L’activité des artisans, les déchets qu’elle entraine sur place et le va-et-vient des clients n’étaient pas vu d’un bon œil par les autres riverains d’où la décision de démolition des constructions anarchiques qui recouvraient le lieu. Désormais, les artisans prennent place devant leurs maisons et y installent leurs fours. Habitant seule depuis le décès de son père, Zina consacre sa vie à la poterie. Des fours de toutes les tailles sont alignés dans sa modeste demeure. Comme tous les autres, c’est à l’entrée de sa maison qu’elle travaille. « Entre le transport de la matière première, son traitement, la sculpture, le séchage et la vente, c’est un travail pénible et pas assez rentable », regrette-t-elle. Elle vend les fours (kanoun) à 800 millimes. « Notre gain est dérisoire par rapport à celui du vendeur qui les vend à 3 dinars au client », se désole-t-elle.

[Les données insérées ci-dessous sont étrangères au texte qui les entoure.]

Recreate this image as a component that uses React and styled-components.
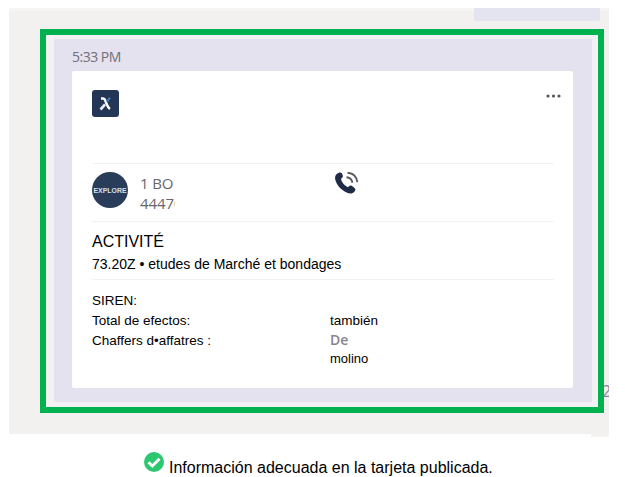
import React from 'react';
import styled, { createGlobalStyle } from 'styled-components';

const GlobalStyle = createGlobalStyle`
  * { box-sizing: border-box; }
  body { margin: 0; background: #fff; font-family: "Liberation Sans", Arial, sans-serif; color: #000; }
`;

const Page = styled.main`
  width: 625px;
  height: 477px;
  padding: 8px 0 0 9px;
  overflow: hidden;
`;

const Chat = styled.section`
  position: relative;
  width: 600px;
  height: 426px;
  padding: 21px 0 0 31px;
  background: #f2f1f0;
  border-top: 3px solid #f5f5f4;
  padding-top: 18px;
`;

const PreviousMessage = styled.div`
  position: absolute;
  top: -3px;
  left: 465px;
  width: 126px;
  height: 13px;
  background: #e4e3f0;
  border-radius: 0 0 2px 2px;
`;

const ChatEdge = styled.div`
  position: absolute;
  right: 0;
  bottom: -3px;
  width: 18px;
  height: 3px;
  background: #f4f3f2;
`;

const CutLetter = styled.span`
  position: absolute;
  left: 593px;
  top: 371px;
  width: 7px;
  overflow: hidden;
  font: 16px/18px "Open Sans", sans-serif;
  color: #85839a;
`;

const Highlight = styled.div`
  position: relative;
  width: 564px;
  height: 384px;
  padding: 4px 6px 5px 8px;
  border: 6px solid #00b14f;
  background: #f2f1f3;
`;

const Bubble = styled.article`
  width: 538px;
  height: 363px;
  padding: 9px 19px 14px 18px;
  background: #e3e2ee;
  border-radius: 2px;
`;

const Time = styled.time`
  display: block;
  height: 23px;
  font: 14px/18px "Open Sans", sans-serif;
  letter-spacing: ${p => p.$track};
  color: #706f7b;
`;

const Card = styled.div`
  height: 317px;
  padding: 0 19px 0 20px;
  background: #fff;
  border-radius: 2px;
`;

const CardHeader = styled.header`
  display: flex;
  justify-content: space-between;
  height: 93px;
  padding-top: 19px;
  border-bottom: 1px solid #f3f2f2;
`;

const MenuButton = styled.button`
  width: 16px;
  height: 12px;
  margin: 0 -8px 0 0;
  padding: 0;
  border: 0;
  background: none;
`;

const Contact = styled.div`
  display: grid;
  grid-template-columns: 48px 194px 30px;
  height: 58px;
  padding-top: 8px;
  border-bottom: 1px solid #f3f2f2;
`;

const ContactText = styled.div`
  padding-top: 1px;
  font: 15px/20px "Open Sans", sans-serif;
  letter-spacing: ${p => p.$track};
  color: #67676b;
`;

const CutLine = styled.div`
  width: ${p => p.$width}px;
  overflow: hidden;
  white-space: nowrap;
`;

const Activity = styled.section`
  height: 58px;
  padding-top: 10px;
  border-bottom: 1px solid #f3f2f2;
`;

const Title = styled.h2`
  margin: 0;
  font-size: 16px;
  font-weight: 400;
  line-height: 20px;
  letter-spacing: ${p => p.$track};
`;

const Detail = styled.p`
  margin: 0;
  padding-top: 2px;
  font-size: 14px;
  line-height: 20px;
  letter-spacing: ${p => p.$track};
  white-space: nowrap;
`;

const Facts = styled.div`
  display: grid;
  grid-template-columns: 238px 1fr;
  grid-template-rows: 20px 20px 18px 22px;
  padding-top: 11px;
`;

const Fact = styled.span`
  font-size: ${p => p.$size || 13.5}px;
  line-height: 20px;
  letter-spacing: ${p => p.$track || 0};
  white-space: nowrap;
`;

const SoftFact = styled(Fact)`
  font-family: "Open Sans", sans-serif;
  font-size: 14px;
  line-height: 17px;
  font-weight: 600;
  color: #85858a;
`;

const Caption = styled.footer`
  display: flex;
  gap: 5px;
  padding: 18px 0 0 135px;
  font-size: 16px;
  line-height: 20px;
  letter-spacing: ${p => p.$track};
  white-space: nowrap;

  span { padding-top: 6px; }
`;

const AppIcon = () => (
  <svg width="27" height="27" viewBox="0 0 27 27">
    <rect width="27" height="27" rx="3" fill="#243655" />
    <path d="M9 8.5h2.2c1.2 0 1.7.9 2.2 2.2l1.3 3.4c.8 2 1.5 3.7 3.2 4.9" fill="none" stroke="#fff" strokeWidth="2.5" />
    <path d="M8.5 19.5l4.6-5.2" fill="none" stroke="#e6edf5" strokeWidth="2.7" />
    <path d="M14.7 11.8l3.3-4" fill="none" stroke="#3978b6" strokeWidth="2.2" />
  </svg>
);

const Avatar = () => (
  <svg width="36" height="36" viewBox="0 0 36 36">
    <circle cx="18" cy="18" r="18" fill="#293c5a" />
    <text x="1.5" y="20.7" textLength="33" lengthAdjust="spacingAndGlyphs" fontFamily="Liberation Sans, sans-serif" fontWeight="700" fontSize="7" fill="#d9e0e9">EXPLORE</text>
  </svg>
);

const Phone = () => (
  <svg width="26" height="25" viewBox="0 0 26 25">
    <path d="M2.7 2.1C4.3.4 6.4-.1 7.7 1l1 2.2c.5 1.3 0 2.4-1.7 3.8.7 3.3 3.4 6.5 7 8.2 1.5-1.8 3.2-2 4.4-1l2.4 2c1 1 .7 2.2-.4 3.5-1.7 1.9-4.4 2.4-7.3 1C6.400 17.600 2 12.300 1.100 6.700.9 4.800 1.500 3.300 2.700 2.100z" fill="#202c46" />
    <path d="M12.500 5.200c3.100.2 5.300 2.200 6 5.600M13.500.8c5.400.2 9 3.800 9.800 9.400" fill="none" stroke="#575b61" strokeWidth="1.900" />
  </svg>
);

export default function App() {
  return (
    <>
      <GlobalStyle />
      <Page>
        <Chat>
          <PreviousMessage />
          <ChatEdge />
          <CutLetter>2</CutLetter>
          <Highlight>
            <Bubble>
              <Time $track="-0.5px">5:33 PM</Time>
              <Card>
                <CardHeader>
                  <AppIcon />
                  <MenuButton aria-label="Más opciones">
                    <svg width="16" height="12" viewBox="0 0 16 12" fill="#555559">
                      <circle cx="2" cy="6" r="1.6" /><circle cx="7.500" cy="6" r="1.600" /><circle cx="13" cy="6" r="1.600" />
                    </svg>
                  </MenuButton>
                </CardHeader>
                <Contact>
                  <Avatar />
                  <ContactText $track="-0.1px">
                    <CutLine $width={35}>1 BO</CutLine>
                    <CutLine $width={35}>44470</CutLine>
                  </ContactText>
                  <Phone />
                </Contact>
                <Activity>
                  <Title $track="0px">ACTIVITÉ</Title>
                  <Detail $track="0px">73.20Z • etudes de Marché et bondages</Detail>
                </Activity>
                <Facts>
                  <Fact>SIREN:</Fact><span />
                  <Fact>Total de efectos:</Fact><Fact>también</Fact>
                  <Fact>Chaffers d•affatres :</Fact><SoftFact>De</SoftFact>
                  <span /><Fact $size={13}>molino</Fact>
                </Facts>
              </Card>
            </Bubble>
          </Highlight>
        </Chat>
        <Caption $track="0px">
          <svg width="20" height="20" viewBox="0 0 20 20">
            <circle cx="10" cy="10" r="10" fill="#2dc770" />
            <path d="M4.500 10.300l3.800 3.700 7.200-7.200" fill="none" stroke="#fff" strokeWidth="3" />
          </svg>
          <span>Información adecuada en la tarjeta publicada.</span>
        </Caption>
      </Page>
    </>
  );
}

Les seules périodes d’aubaine pour les artisans sont celles de l’avant l’Aid El Kébir et de Ramadan, explique Zina. Elle aimerait bien gagner davantage mais dit faire face à la désorganisation du secteur. « On n’arrive pas à se mettre d’accord. Si j’augmente mon prix, d’autres sont prêtes à vendre moins cher. Ce n’est pas possible », explique-t-elle avec amertume. Si Zina semble s’être habituée à la pénibilité de son travail, elle a du mal à supporter les factures d’eau impayées qui s’accumulent. Pour pétrir et modeler la pâte céramique, elle a besoin de beaucoup d’eau. « Aucune aide n’est dispensée aux artisans d’ici. Pourtant, nous sommes peu nombreux et nous avons nos certificats d’artisans », déplore-t-elle.

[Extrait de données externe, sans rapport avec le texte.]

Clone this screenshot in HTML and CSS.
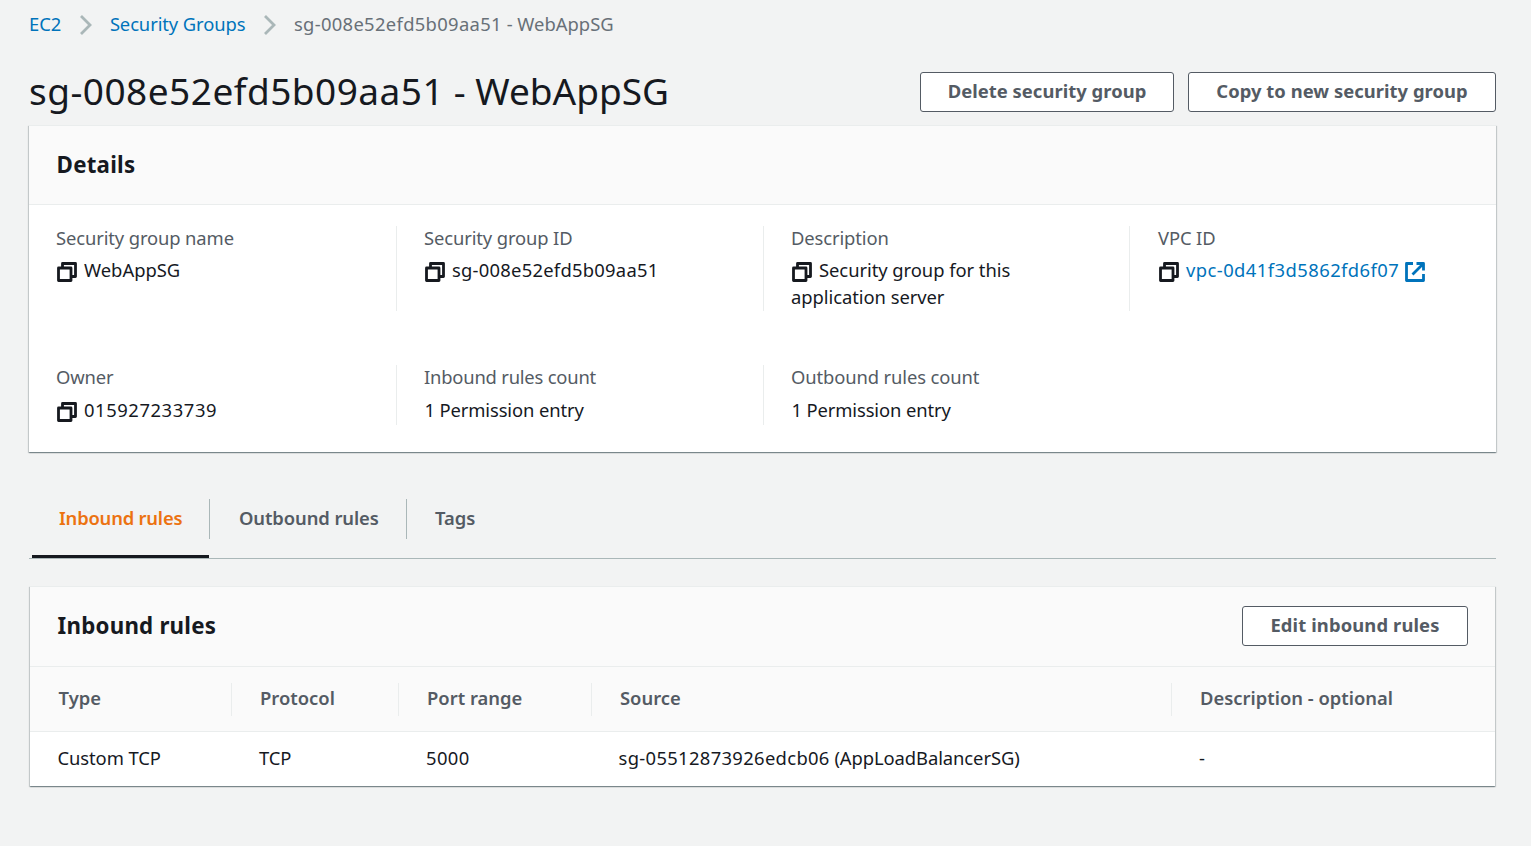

Elles sont au total 30 familles à perdurer cet artisanat à Hay Hlel, dont une majorité de femmes, avance Dorsaf Yacoubi. Parmi elles, Dawla, 62 ans. L’artisane a pris place devant sa maison à la vue des passants qui arpentent la ruelle. Certains d’entre eux entament une discussion avec elle. Jambes écartées pour laisser place à l’œuvre, elle s’ouvre à eux en gardant ses mains, couvertes de pâte, à l’ouvrage. Ses gestes, mécaniques et précuis, semblent instinctifs. « L’infortune t’oblige à apprendre bien des choses », lance-t-elle, en rigolant. Originaire du Kef, la famille de Dawla s’est installée dans le quartier en 1975. Elle a appris le métier de ses parents. « On n’a pas fait d’études, on s’est retrouvé naturellement dedans», se souvient-t-elle. Mère de cinq enfants, Dawla compte continuer à travailler faute de mieux. « J’arrêterai le jour où une fortune nous tombera du ciel ou le jour où je ne pourrais plus bouger », ajoute-t-elle d’un ton à la fois déterminé et fataliste. A 75 ans, son mari continue aussi à travailler. Il était maçon avant d’abandonner ce métier en vieillissant. Depuis, il s’adonne au ramassage des bouteilles en plastique. « Sinon on n’arriva pas à joindre les deux bouts », dit-elle. Dawla et son mari entretiennent encore leurs enfants comme sa fille, mariée, qui s’est réfugiée chez ses parents car son mari est incapable de payer un loyer. La fille de Dawla ne compte pas prendre la relève de sa mère. : « J’ai essayé. Je n’ai pas l’aisance de ma mère », explique sa fille.
Dawla comme Zina souffrent du rhumatisme. « La nuit je souffre le martyr. Le médecin m’a expliqué que je dois m’épargner le contact permanent avec l’eau, de m’exposer au froid mais mon métier me l’impose », déplore-t-elle. Dawla et Zina ne peuvent compter que sur la fidélité de quelques clients pour continuer à pratiquer ce métier. Elles ne cherchent pas la fortune, assurent-t-elles, juste la dignité.